Деньги словно жгли ему руки. Их нужно было срочно тратить. «Чёрт подери, — сказал он как-то Золя, — если этой ночью я вдруг помру, ты что, хочешь, чтобы это досталось моим родичам?» Будучи натурой очень чувствительной, он черпал уверенность в дружбе Золя и Байля, а во время их совместных походов на так называемую охоту, когда они больше читали друг другу стихи, чем стреляли по разным птахам, он создавал свой собственный мир, создавал таким, каким он виделся только ему. На охоту друзья, как правило, отправлялись в три часа ночи, и тот из них, кто просыпался первым, шёл будить остальных, бросая им в окна камешки.

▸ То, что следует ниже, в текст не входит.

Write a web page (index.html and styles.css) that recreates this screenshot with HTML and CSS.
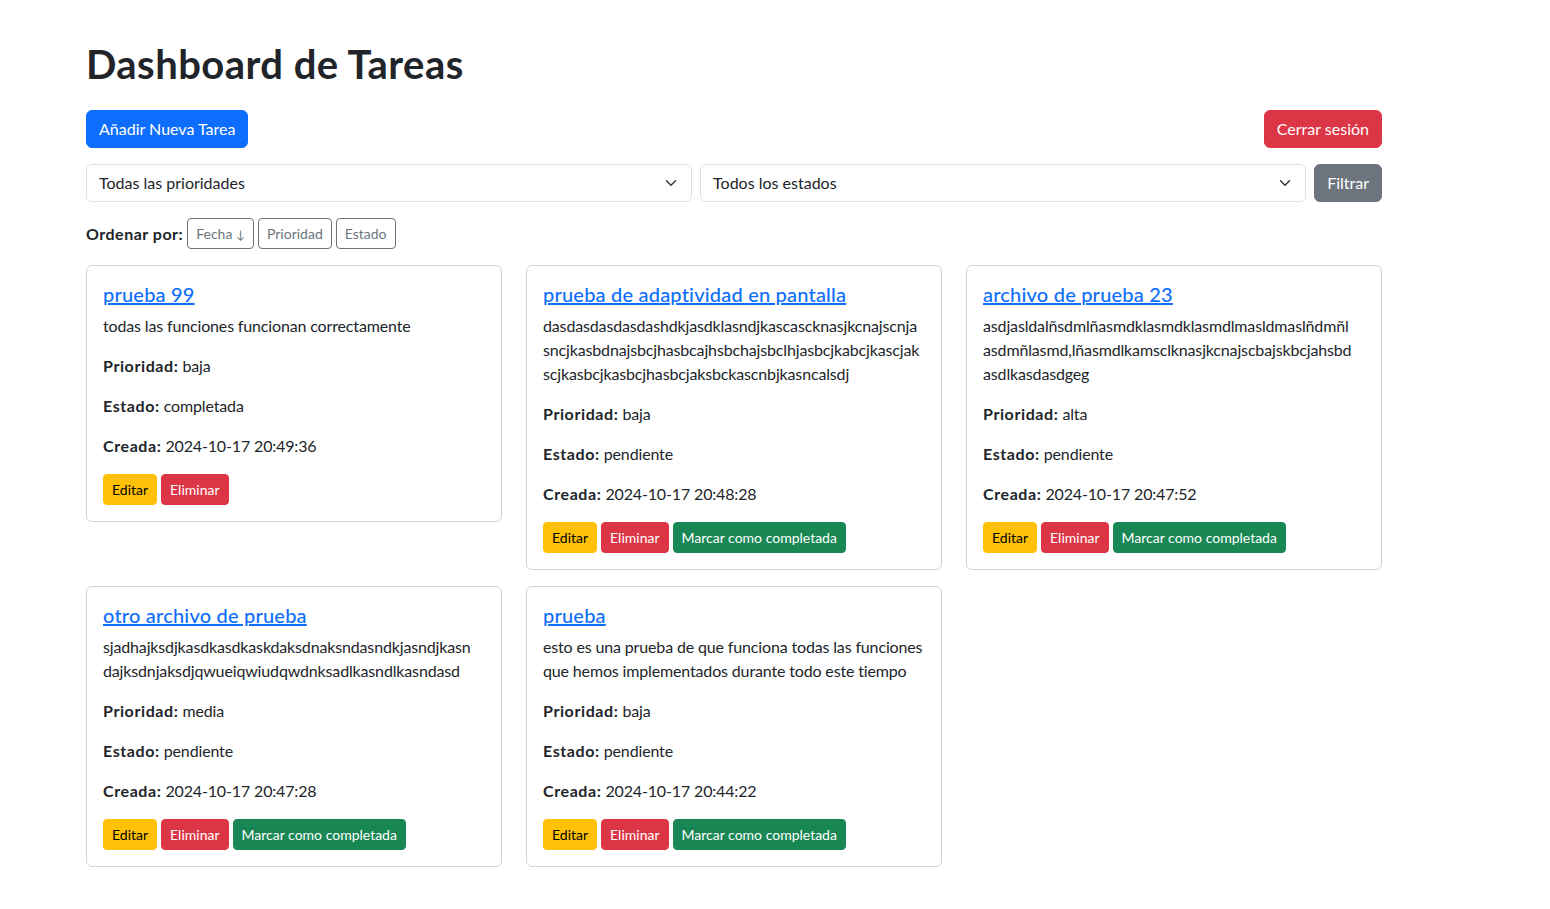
FILE: index.html
```html
<!DOCTYPE html>
<html lang="es">
<head>
<meta charset="utf-8">
<title>Dashboard de Tareas</title>
<link rel="stylesheet" href="styles.css">
</head>
<body>
<div class="container">
  <h1 class="title">Dashboard de Tareas</h1>
  <div class="topbar">
    <a class="btn btn-primary" href="#">Añadir Nueva Tarea</a>
    <a class="btn btn-danger" href="#">Cerrar sesión</a>
  </div>
  <form class="filters">
    <div class="select"><span>Todas las prioridades</span><svg class="chev" viewBox="0 0 16 16" width="16" height="12"><path d="m2 5 6 6 6-6" fill="none" stroke="#343a40" stroke-width="2" stroke-linecap="round" stroke-linejoin="round"/></svg></div>
    <div class="select"><span>Todos los estados</span><svg class="chev" viewBox="0 0 16 16" width="16" height="12"><path d="m2 5 6 6 6-6" fill="none" stroke="#343a40" stroke-width="2" stroke-linecap="round" stroke-linejoin="round"/></svg></div>
    <button type="button" class="btn btn-secondary">Filtrar</button>
  </form>
  <div class="sortbar">
    <strong>Ordenar por:</strong>
    <a class="btn btn-sm btn-outline" href="#">Fecha <span class="arrow">↓</span></a>
    <a class="btn btn-sm btn-outline" href="#">Prioridad</a>
    <a class="btn btn-sm btn-outline" href="#">Estado</a>
  </div>
  <div class="grid">
    <div class="card">
      <h5 class="card-title"><a href="#">prueba 99</a></h5>
      <p class="desc">todas las funciones funcionan correctamente</p>
      <p><strong>Prioridad:</strong> baja</p>
      <p><strong>Estado:</strong> completada</p>
      <p><strong>Creada:</strong> 2024-10-17 20:49:36</p>
      <div class="actions">
        <a class="btn btn-sm btn-warning" href="#">Editar</a>
        <a class="btn btn-sm btn-danger" href="#">Eliminar</a>
      </div>
    </div>
    <div class="card">
      <h5 class="card-title"><a href="#">prueba de adaptividad en pantalla</a></h5>
      <p class="desc">dasdasdasdasdashdkjasdklasndjkascascknasjkcnajscnja<br>sncjkasbdnajsbcjhasbcajhsbchajsbclhjasbcjkabcjkascjak<br>scjkasbcjkasbcjhasbcjaksbckascnbjkasncalsdj</p>
      <p><strong>Prioridad:</strong> baja</p>
      <p><strong>Estado:</strong> pendiente</p>
      <p><strong>Creada:</strong> 2024-10-17 20:48:28</p>
      <div class="actions">
        <a class="btn btn-sm btn-warning" href="#">Editar</a>
        <a class="btn btn-sm btn-danger" href="#">Eliminar</a>
        <a class="btn btn-sm btn-success" href="#">Marcar como completada</a>
      </div>
    </div>
    <div class="card">
      <h5 class="card-title"><a href="#">archivo de prueba 23</a></h5>
      <p class="desc">asdjasldalñsdmlñasmdklasmdklasmdlmasldmaslñdmñl<br>asdmñlasmd,lñasmdlkamsclknasjkcnajscbajskbcjahsbd<br>asdlkasdasdgeg</p>
      <p><strong>Prioridad:</strong> alta</p>
      <p><strong>Estado:</strong> pendiente</p>
      <p><strong>Creada:</strong> 2024-10-17 20:47:52</p>
      <div class="actions">
        <a class="btn btn-sm btn-warning" href="#">Editar</a>
        <a class="btn btn-sm btn-danger" href="#">Eliminar</a>
        <a class="btn btn-sm btn-success" href="#">Marcar como completada</a>
      </div>
    </div>
    <div class="card">
      <h5 class="card-title"><a href="#">otro archivo de prueba</a></h5>
      <p class="desc">sjadhajksdjkasdkasdkaskdaksdnaksndasndkjasndjkasn<br>dajksdnjaksdjqwueiqwiudqwdnksadlkasndlkasndasd</p>
      <p><strong>Prioridad:</strong> media</p>
      <p><strong>Estado:</strong> pendiente</p>
      <p><strong>Creada:</strong> 2024-10-17 20:47:28</p>
      <div class="actions">
        <a class="btn btn-sm btn-warning" href="#">Editar</a>
        <a class="btn btn-sm btn-danger" href="#">Eliminar</a>
        <a class="btn btn-sm btn-success" href="#">Marcar como completada</a>
      </div>
    </div>
    <div class="card">
      <h5 class="card-title"><a href="#">prueba</a></h5>
      <p class="desc">esto es una prueba de que funciona todas las funciones que hemos implementados durante todo este tiempo</p>
      <p><strong>Prioridad:</strong> baja</p>
      <p><strong>Estado:</strong> pendiente</p>
      <p><strong>Creada:</strong> 2024-10-17 20:44:22</p>
      <div class="actions">
        <a class="btn btn-sm btn-warning" href="#">Editar</a>
        <a class="btn btn-sm btn-danger" href="#">Eliminar</a>
        <a class="btn btn-sm btn-success" href="#">Marcar como completada</a>
      </div>
    </div>
  </div>
</div>
</body>
</html>
```
FILE: styles.css
```css
* { box-sizing: border-box; }
body {
  margin: 0;
  font-family: Lato, "Noto Sans", sans-serif;
  font-size: 16px;
  line-height: 1.5;
  color: #212529;
  background: #fff;
}
.container {
  width: 1296px;
  margin-left: 86px;
  padding-top: 40px;
}
.title {
  margin: 0 0 22px;
  font-size: 40px;
  line-height: 1.2;
  font-weight: 700;
  letter-spacing: 0.45px;
}
.topbar {
  display: flex;
  justify-content: space-between;
  margin-bottom: 16px;
}
.btn {
  display: inline-block;
  padding: 6px 12px;
  font-family: inherit;
  font-size: 16px;
  line-height: 24px;
  border: 1px solid transparent;
  border-radius: 6px;
  text-decoration: none;
  color: #fff;
  cursor: pointer;
}
.btn-primary { background: #0d6efd; border-color: #0d6efd; }
.btn-danger { background: #dc3545; border-color: #dc3545; }
.btn-secondary { background: #6c757d; border-color: #6c757d; }
.btn-warning { background: #ffc107; border-color: #ffc107; color: #000; }
.btn-success { background: #198754; border-color: #198754; }
.btn-outline { background: #fff; border-color: #6c757d; color: #6c757d; }
.btn-sm {
  padding: 4px 8px;
  font-size: 14px;
  line-height: 21px;
  border-radius: 4px;
}
.arrow { font-size: 12px; line-height: 1; }
.filters {
  display: flex;
  gap: 8px;
  margin: 0 0 16px;
}
.select {
  flex: 1;
  display: flex;
  align-items: center;
  justify-content: space-between;
  height: 38px;
  padding: 6px 12px;
  border: 1px solid #dee2e6;
  border-radius: 6px;
}
.sortbar {
  display: flex;
  align-items: center;
  gap: 4px;
  margin-bottom: 16px;
}
.sortbar strong {
  font-weight: 700;
  letter-spacing: 0.5px;
}
.grid {
  display: grid;
  grid-template-columns: repeat(3, 416px);
  column-gap: 24px;
  row-gap: 16px;
  align-items: start;
}
.card {
  border: 1px solid rgba(0, 0, 0, 0.175);
  border-radius: 6px;
  padding: 16px;
}
.card-title {
  margin: 0 0 8px;
  font-size: 20px;
  line-height: 1.2;
  font-weight: 500;
  letter-spacing: 0.2px;
}
.card-title a { color: #0d6efd; text-decoration: underline; }
.card p { margin: 0 0 16px; overflow-wrap: anywhere; letter-spacing: -0.15px; }
.card strong { font-weight: 700; letter-spacing: 0.6px; }
.actions {
  display: flex;
  flex-wrap: wrap;
  gap: 4px;
}
```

«Мы сразу же трогались в путь, прихватив приготовленную с вечера снедь, уложенную в охотничьи сумки. Ещё до рассвета мы успевали проделать несколько километров. Часов в девять утра, когда солнце начинало сильно припекать, мы устраивались на привал в спасительной тени какого-нибудь лесистого оврага. На свежем воздухе мы готовили свой завтрак. Байль разжигал костёр, над ним мы подвешивали на верёвке нашпигованный чесноком окорок, и Золя время от времени переворачивал его с одного бока на другой. Сезанн раскладывал на влажном полотенце листья салата и посыпал их душистыми приправами. Поев, мы устраивали себе сиесту. После отдыха, закинув за плечи ружья, мы якобы отправлялись на охоту: порой нам удавалось подстрелить какую-нибудь птичку. Побродив ещё немного, мы вновь откладывали ружья и, устроившись под деревом, доставали из сумки книги»[14].